So, here's the question that I'm trying to get to the answer to:
Let $f: P_3(F) \to P_4(F)$ be a linear map between two polynomial spaces defined as follows $f(t) \to (2-t)f(t)$. Determine the matrix associated with this linear map under the canonical bases of both vector spaces.

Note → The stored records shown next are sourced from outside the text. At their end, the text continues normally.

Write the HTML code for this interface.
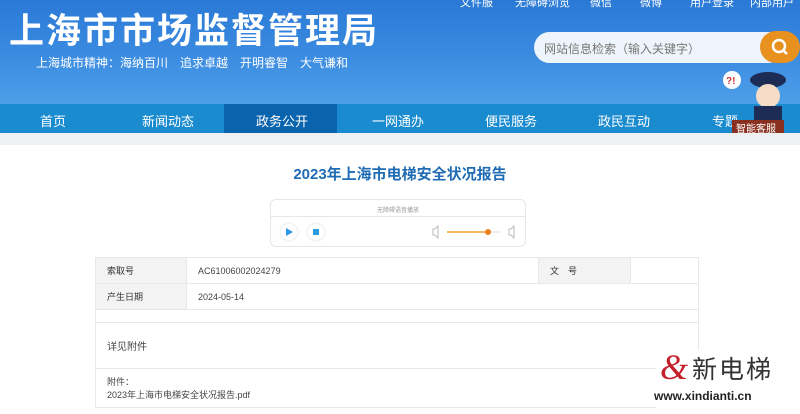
<!DOCTYPE html>
<html><head><meta charset="utf-8"><style>
*{margin:0;padding:0;box-sizing:border-box}
body{width:800px;height:414px;overflow:hidden;background:#fff;font-family:"Liberation Sans","Noto Sans CJK SC",sans-serif;position:relative}
.hdr{position:absolute;left:0;top:0;width:800px;height:104px;background:linear-gradient(180deg,#2a79d6 0%,#3a8ae0 50%,#4d9fe8 100%)}
.title{position:absolute;left:9px;top:3px;font-size:35px;font-weight:bold;color:#fff;letter-spacing:2px}
.sub{position:absolute;left:36px;top:54px;font-size:12px;color:#fff}
.top{position:absolute;top:-6px;font-size:11px;color:#fff}
.search{position:absolute;left:534px;top:32px;width:250px;height:31px;background:#eef4fb;border-radius:16px;font-size:12px;color:#777;padding:8px 0 0 10px}
.sbtn{position:absolute;left:760px;top:31px;width:40px;height:32px;background:#e8911f;border-radius:16px}
.nav{position:absolute;left:0;top:104px;width:800px;height:29px;background:#1a8bcf}
.nav span{position:absolute;top:7px;font-size:13px;color:#fff}
.act{position:absolute;left:224px;top:104px;width:113px;height:29px;background:#0a63ad}
.strip{position:absolute;left:0;top:133px;width:800px;height:12px;background:#eef0f2}
h1{position:absolute;left:0;width:800px;top:163px;text-align:center;font-size:15px;color:#1f6cb5;font-weight:bold}
.player{position:absolute;left:270px;top:199px;width:256px;height:48px;border:1px solid #e6e6e6;border-radius:6px}
table{position:absolute;left:95px;top:257px;width:604px;border-collapse:collapse;font-size:9px;color:#444}
td{border:1px solid #e8e8e8;padding:0 11px}
.l{background:#f3f3f3;color:#333}
</style></head><body>
<div class="hdr"></div>
<div class="title">上海市市场监督管理局</div>
<div class="sub">上海城市精神：海纳百川　追求卓越　开明睿智　大气谦和</div>
<div class="top" style="left:460px">文件服</div><div class="top" style="left:515px">无障碍浏览</div><div class="top" style="left:590px">微信</div><div class="top" style="left:640px">微博</div><div class="top" style="left:690px">用户登录</div><div class="top" style="left:750px">内部用户</div>
<div class="search">网站信息检索（输入关键字）</div>
<div class="sbtn"><svg width="40" height="32"><circle cx="19" cy="15" r="6" fill="none" stroke="#fff" stroke-width="2.5"/><line x1="23" y1="19" x2="27" y2="23" stroke="#fff" stroke-width="2.5"/></svg></div>
<div class="nav"><span style="left:40px">首页</span><span style="left:142px">新闻动态</span><span style="left:372px">一网通办</span><span style="left:485px">便民服务</span><span style="left:598px">政民互动</span><span style="left:712px">专题</span></div>
<div class="act"></div><span style="position:absolute;left:256px;top:111px;font-size:13px;color:#fff">政务公开</span>
<svg style="position:absolute;left:718px;top:66px" width="82" height="72"><circle cx="14" cy="14" r="9" fill="#fff"/><text x="8" y="18" font-size="10" fill="#c33" font-weight="bold">?!</text><ellipse cx="50" cy="14" rx="18" ry="8" fill="#1c2c55"/><circle cx="50" cy="30" r="12" fill="#f5dcc6"/><rect x="36" y="40" width="28" height="16" fill="#1c2c55"/><rect x="14" y="54" width="52" height="18" fill="#8a3020"/><text x="18" y="66" font-size="10" fill="#fff">智能客服</text></svg>
<div class="strip"></div>
<h1>2023年上海市电梯安全状况报告</h1>
<div class="player"><div style="height:17px;border-bottom:1px solid #e6e6e6;text-align:center;font-size:6px;color:#999;padding-top:5px">无障碍语音播放</div>
<svg width="256" height="30"><circle cx="18" cy="15" r="9" fill="none" stroke="#eee"/><polygon points="15,11 15,19 22,15" fill="#2a9be0"/><circle cx="45" cy="15" r="9" fill="none" stroke="#eee"/><rect x="42" y="12" width="6" height="6" fill="#2a9be0"/><path d="M162 12h2l3-3v12l-3-3h-2z" fill="none" stroke="#bbb"/><line x1="176" y1="15" x2="217" y2="15" stroke="#f0a030" stroke-width="1.5"/><circle cx="217" cy="15" r="3" fill="#e8801a"/><line x1="220" y1="15" x2="230" y2="15" stroke="#ddd"/><path d="M238 12h2l3-3v12l-3-3h-2z" fill="none" stroke="#bbb"/></svg></div>
<table>
<tr style="height:26px"><td class="l" style="width:91px">索取号</td><td style="width:352px">AC61006002024279</td><td class="l" style="width:92px">文　号</td><td></td></tr>
<tr style="height:26px"><td class="l">产生日期</td><td colspan="3">2024-05-14</td></tr>
<tr style="height:13px"><td colspan="4"></td></tr>
<tr style="height:46px"><td colspan="4" style="font-size:10px">详见附件</td></tr>
<tr style="height:39px"><td colspan="4">附件：<br>2023年上海市电梯安全状况报告.pdf</td></tr>
</table>
<div style="position:absolute;left:656px;top:350px;width:144px;height:64px;background:#fff"></div>
<div style="position:absolute;left:660px;top:346px;font-size:36px;color:#c4202a;font-style:italic;font-family:'Liberation Serif',serif">&amp;</div>
<div style="position:absolute;left:692px;top:350px;font-size:25px;color:#333;letter-spacing:2px">新电梯</div>
<div style="position:absolute;left:654px;top:389px;font-size:12px;color:#222;font-weight:bold">www.xindianti.cn</div>
</body></html>
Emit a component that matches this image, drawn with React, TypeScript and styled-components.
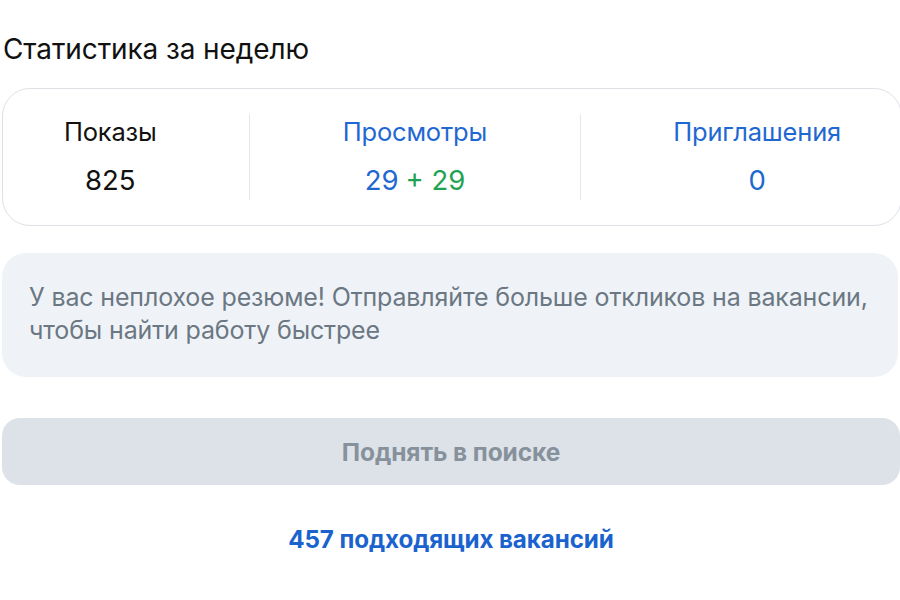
import React from "react";
import styled, { createGlobalStyle } from "styled-components";

const Global = createGlobalStyle`
  html, body { margin: 0; padding: 0; background: #ffffff; overflow: hidden; }
  body { font-family: Inter, "Noto Sans", "Liberation Sans", sans-serif; }
`;

const Page = styled.div`
  width: 900px;
  height: 600px;
  box-sizing: border-box;
  padding: 32px 0 0 2px;
  display: flex;
  flex-direction: column;
`;

const Title = styled.h2`
  margin: 0 0 0 1px;
  font-size: 28px;
  line-height: 34px;
  font-weight: 400;
  color: #111;
  letter-spacing: -0.1px;
`;

const StatsCard = styled.div`
  margin-top: 22px;
  width: 900px;
  flex-shrink: 0;
  height: 138px;
  box-sizing: border-box;
  border: 1.5px solid #dde1e6;
  border-radius: 28px;
  display: flex;
  align-items: center;
  justify-content: space-between;
  padding: 0 60px 0 61px;
`;

const Stat = styled.div`
  display: flex;
  flex-direction: column;
  align-items: center;
  gap: 16px;
`;

const StatLabel = styled.div<{ $tone?: "dark" | "blue" }>`
  font-size: 25.5px;
  line-height: 30px;
  color: ${(p) => (p.$tone === "blue" ? "#1f68d2" : "#111")};
  white-space: nowrap;
  letter-spacing: -0.2px;
`;

const StatValue = styled.div`
  font-size: 27.5px;
  line-height: 34px;
  white-space: nowrap;
  display: flex;
  gap: 7px;
`;

const Num = styled.span<{ $tone: "dark" | "blue" | "green" }>`
  color: ${(p) =>
    p.$tone === "blue" ? "#1f68d2" : p.$tone === "green" ? "#1fa352" : "#111"};
`;

const Divider = styled.div`
  width: 1px;
  height: 86px;
  background: #e4e7eb;
`;

const Hint = styled.div`
  margin-top: 27px;
  width: 896px;
  flex-shrink: 0;
  box-sizing: border-box;
  height: 124px;
  border-radius: 24px;
  background: #eff3f8;
  padding: 28px 10px 0 27px;
  font-size: 25px;
  line-height: 33px;
  color: #6b7782;
  letter-spacing: -0.15px;
  white-space: nowrap;
`;

const RaiseButton = styled.button`
  margin-top: 41px;
  width: 898px;
  height: 67px;
  flex-shrink: 0;
  border: none;
  border-radius: 18px;
  background: #dde2e8;
  color: #86919c;
  font-family: inherit;
  font-size: 24.5px;
  font-weight: 700;
  letter-spacing: -0.1px;
  display: flex;
  align-items: center;
  justify-content: center;
  padding: 0;
`;

const VacLink = styled.a`
  margin-top: 39px;
  width: 898px;
  text-align: center;
  font-size: 24.2px;
  line-height: 32px;
  font-weight: 700;
  color: #1a63cf;
  text-decoration: none;
  letter-spacing: -0.1px;
`;

export default function App() {
  return (
    <>
      <Global />
      <Page>
        <Title>Статистика за неделю</Title>
        <StatsCard>
          <Stat>
            <StatLabel $tone="dark">Показы</StatLabel>
            <StatValue>
              <Num $tone="dark">825</Num>
            </StatValue>
          </Stat>
          <Divider />
          <Stat>
            <StatLabel $tone="blue">Просмотры</StatLabel>
            <StatValue>
              <Num $tone="blue">29</Num>
              <Num $tone="green">+ 29</Num>
            </StatValue>
          </Stat>
          <Divider />
          <Stat>
            <StatLabel $tone="blue">Приглашения</StatLabel>
            <StatValue>
              <Num $tone="blue">0</Num>
            </StatValue>
          </Stat>
        </StatsCard>
        <Hint>
          У вас неплохое резюме! Отправляйте больше откликов на вакансии,
          <br />
          чтобы найти работу быстрее
        </Hint>
        <RaiseButton>Поднять в поиске</RaiseButton>
        <VacLink href="#">457 подходящих вакансий</VacLink>
      </Page>
    </>
  );
}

Let $f(t) = at^3+bt^2+ct+d$. After the transformation, we get:
$(2-t)f(t) = (2-t)(at^3+bt^2+ct+d) = -at^4+(2a-b)t^3+(2b-c)t^2+(2c-d)t+2d$
If we treat a polynomial such as $f(t) = at^3+bt^2+ct+d$ as being entirely described by the vector $[a,b,c,d]$, then $f$ is the following transformation:
$f[a,b,c,d] = [-a,2a-b,2b-c,2c-d,2d]$
To obtain the columns of the matrix, we just need to find the images of the canonical basis of $P_3(F)$. Doing that, we get:
$f[1,0,0,0] = [-1,2,0,0,0] = Col_1$
$f[0,1,0,0] = [0,1,-2,0,0] = Col_2$
$f[0,0,1,0] = [0,0,1,-2,0] = Col_3$
$f[0,0,0,1] = [0,0,0,1,-2] = Col_4$
That gives us the matrix associatedd with this linear transformation.
So, my question is if the argument above is correct or not? If it isn't, how could I correct it?